Feeling her presence. Really

THURSDAY, November 5 – Settled the first misunderstanding. This morning I realized that Sander doesn’t have the faintest idea what I do for a living. He went to pieces and had a crying fit – complete with reproaches and desperation before, ultimately, a confrontation with me.

‘Why are you always working, Papa. Why don’t you ever have time for us?’

‘Working?  Me?’  I said.  ‘Come with me,’ and Sander was more than eager to comply.  He hates gym class, especially first thing in the morning. Off to Bagels & Beans for a cappuccino instead. Then I explained to him just what I’d been doing the last few days.

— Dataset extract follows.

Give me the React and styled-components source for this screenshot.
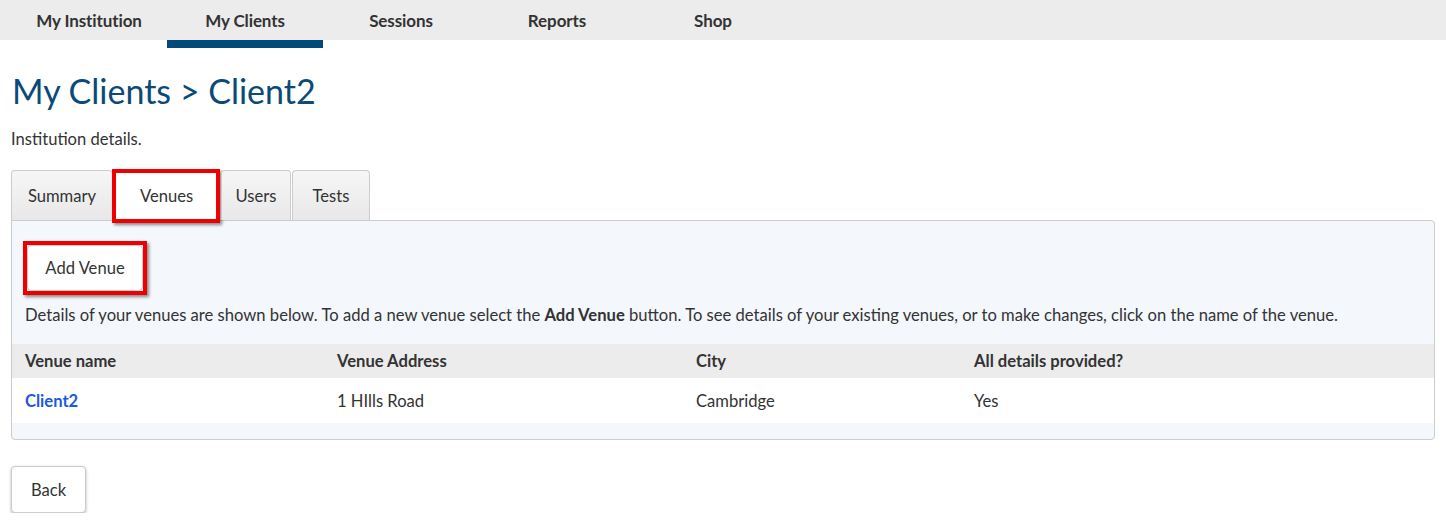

The mortgage, bank business, taxes, the two lawyers I’d approached, etc., etc.  Sander’s face lit up. All along he thought I was back at my job with NOS, simply because I was at the computer and busy calling people.  His mind is at rest, but mine isn’t.  It’s a big job, at least that’s how it feels right now and yet quite simple.  One thing at a time and if it doesn’t get done today, there’s always tomorrow.

I’ve already made that our family motto. Eamonn laughed himself silly when I ordained: Today is today, tomorrow is tomorrow, and we only worry about tomorrow when tomorrow is today.’  The reasoning is watertight and it’ll do for now.

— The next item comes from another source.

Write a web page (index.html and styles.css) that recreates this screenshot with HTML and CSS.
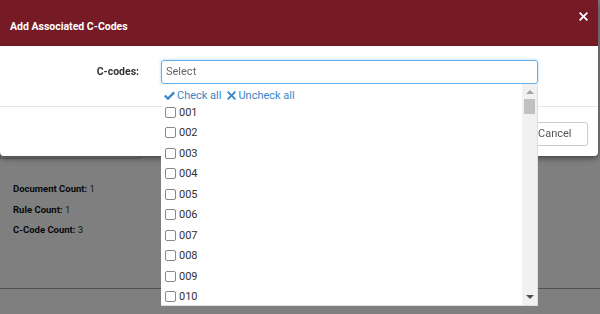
FILE: index.html
```html
<!DOCTYPE html>
<html>
<head>
<meta charset="utf-8">
<link rel="stylesheet" href="styles.css">
</head>
<body>
<div class="page">
  <div class="card"></div>
  <div class="stats">
    <p><b>Document Count:</b> 1</p>
    <p><b>Rule Count:</b> 1</p>
    <p><b>C-Code Count:</b> 3</p>
  </div>
  <hr class="rule">
</div>
<div class="backdrop"></div>
<div class="modal">
  <div class="modal-header">
    <span class="title">Add Associated C-Codes</span>
    <svg class="close" viewBox="0 0 10 10" width="9" height="9"><path d="M1.4 0 L5 3.6 L8.6 0 L10 1.4 L6.4 5 L10 8.6 L8.6 10 L5 6.4 L1.4 10 L0 8.6 L3.6 5 L0 1.4 Z" fill="#fff"/></svg>
  </div>
  <div class="modal-body">
    <label class="field-label">C-codes:</label>
    <div class="select">Select</div>
  </div>
  <div class="modal-footer">
    <button class="btn">Cancel</button>
  </div>
</div>
<div class="dropdown">
  <div class="list">
    <div class="actions">
      <span class="act"><svg class="ico" viewBox="0 0 12 10" width="11" height="10"><path d="M0 5.4 L1.8 3.6 L4.3 6.1 L10.2 0.2 L12 2 L4.3 9.7 Z" fill="#3c86c6"/></svg>Check all</span>
      <span class="act"><svg class="ico" viewBox="0 0 10 10" width="9" height="9"><path d="M1.5 0 L5 3.5 L8.5 0 L10 1.5 L6.5 5 L10 8.5 L8.5 10 L5 6.5 L1.5 10 L0 8.5 L3.5 5 L0 1.5 Z" fill="#3c86c6"/></svg>Uncheck all</span>
    </div>
    <div class="opt"><span class="cb"></span>001</div>
    <div class="opt"><span class="cb"></span>002</div>
    <div class="opt"><span class="cb"></span>003</div>
    <div class="opt"><span class="cb"></span>004</div>
    <div class="opt"><span class="cb"></span>005</div>
    <div class="opt"><span class="cb"></span>006</div>
    <div class="opt"><span class="cb"></span>007</div>
    <div class="opt"><span class="cb"></span>008</div>
    <div class="opt"><span class="cb"></span>009</div>
    <div class="opt"><span class="cb"></span>010</div>
  </div>
  <div class="scrollbar">
    <span class="arrow up"></span>
    <span class="thumb"></span>
    <span class="spacer"></span>
    <span class="arrow down"></span>
  </div>
</div>
</body>
</html>
```
FILE: styles.css
```css
html, body {
  margin: 0;
  padding: 0;
  width: 600px;
  height: 314px;
  overflow: hidden;
  font-family: "Roboto", "Noto Sans", sans-serif;
  background: #fff;
}
.page {
  width: 600px;
  height: 314px;
}
.card {
  width: 142px;
  height: 159px;
  border: 1px solid #d0d0d0;
  border-top: none;
  border-radius: 0 0 4px 0;
  box-sizing: border-box;
}
.stats {
  padding: 23px 13px 0;
  font-family: "Roboto", sans-serif;
  font-size: 9.5px;
  color: #333;
}
.stats p {
  margin: 0 0 7.5px;
  line-height: 13px;
}
.stats b {
  color: #111;
}
.rule {
  margin: 52px 0 0;
  border: none;
  border-top: 1px solid #a0a0a0;
}
.backdrop {
  position: fixed;
  inset: 0;
  background: rgba(0, 0, 0, 0.5);
}
.modal {
  position: absolute;
  top: 0;
  left: 0;
  width: 598px;
  background: #fff;
  border-radius: 0 0 4px 4px;
  box-shadow: 0 2px 6px rgba(0, 0, 0, 0.5);
}
.modal-header {
  height: 46px;
  background: #761b25;
  border-bottom: 1px solid #6a1720;
  display: flex;
  align-items: center;
  justify-content: space-between;
  padding: 0 10px 0 10px;
  box-sizing: border-box;
  color: #fff;
}
.title {
  font-family: "Roboto", sans-serif;
  font-weight: 700;
  font-size: 10.5px;
  margin-top: 8px;
}
.close {
  align-self: flex-start;
  margin-top: 12px;
  margin-right: 0;
}
.modal-body {
  height: 61px;
  box-sizing: border-box;
  padding-top: 14px;
  display: flex;
  align-items: flex-start;
  border-bottom: 1px solid #e5e5e5;
}
.field-label {
  width: 139px;
  text-align: right;
  font-family: "Roboto", sans-serif;
  font-weight: 700;
  font-size: 10.5px;
  color: #333;
  line-height: 24px;
}
.select {
  margin-left: 22px;
  width: 377px;
  height: 24px;
  box-sizing: border-box;
  border: 1px solid #66afe9;
  border-radius: 3px;
  box-shadow: 0 0 3px rgba(102, 175, 233, 0.6);
  padding-left: 4px;
  font-size: 11px;
  line-height: 22px;
  color: #666;
}
.modal-footer {
  height: 49px;
  box-sizing: border-box;
  padding-top: 4px;
  display: flex;
  justify-content: flex-end;
  align-items: center;
  padding-right: 10px;
}
.btn {
  width: 60px;
  height: 24px;
  border: 1px solid #ccc;
  border-radius: 3px;
  background: #fff;
  color: #555;
  font-family: "Roboto", sans-serif;
  font-size: 11px;
  padding: 0 0 0 9px;
  text-align: left;
}
.dropdown {
  position: absolute;
  left: 161px;
  top: 84px;
  width: 377px;
  height: 222px;
  background: #fff;
  display: flex;
  border-bottom: 1px solid #ddd;
  border-right: 1px solid #ddd;
  box-sizing: border-box;
}
.list {
  flex: 1;
  padding: 5px 0 0 3px;
  overflow: hidden;
}
.actions {
  display: flex;
  gap: 6px;
  color: #3c86c6;
  font-size: 11px;
  line-height: 14px;
  height: 13px;
}
.act {
  display: flex;
  align-items: center;
}
.ico {
  margin-right: 2px;
}
.opt {
  display: flex;
  align-items: center;
  height: 20.5px;
  font-size: 11px;
  color: #333;
  padding-left: 1px;
}
.cb {
  width: 11px;
  height: 11px;
  box-sizing: border-box;
  border: 1px solid #888;
  border-radius: 2px;
  margin-right: 3px;
}
.scrollbar {
  width: 15px;
  background: #f1f1f1;
  display: flex;
  flex-direction: column;
  align-items: center;
}
.arrow {
  width: 0;
  height: 0;
  border-left: 4px solid transparent;
  border-right: 4px solid transparent;
  margin: 6px 0;
}
.arrow.up {
  border-bottom: 4px solid #a3a3a3;
}
.arrow.down {
  border-top: 4px solid #505050;
}
.thumb {
  width: 11px;
  height: 15px;
  background: #c1c1c1;
  margin-top: -1px;
}
.spacer {
  flex: 1;
}
```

14.30 – Off for a long walk with Eamonn and Elsa nearby Haarlem, together with F who’s promised to take our dog out for a run a couple of times a week. It was a fun afternoon that included nine other dogs.

It happened on the way back to the car. Eamonn and I were walking side by side, with Elsa just ahead of us. I felt Jenn’s presence. It’s hard to describe exactly what it was. An attempt.  I was aware of a visible and tangible dimension, with several vibrating layers. A kind of undulating focus around us.  It felt good, reassuring.

Eamonn said that he had noticed it, too, after I mentioned it.  He talked about it quite casually:  ‘Look, Elsa’s walking alongside Mom.’ Seconds later it was gone. Beautiful.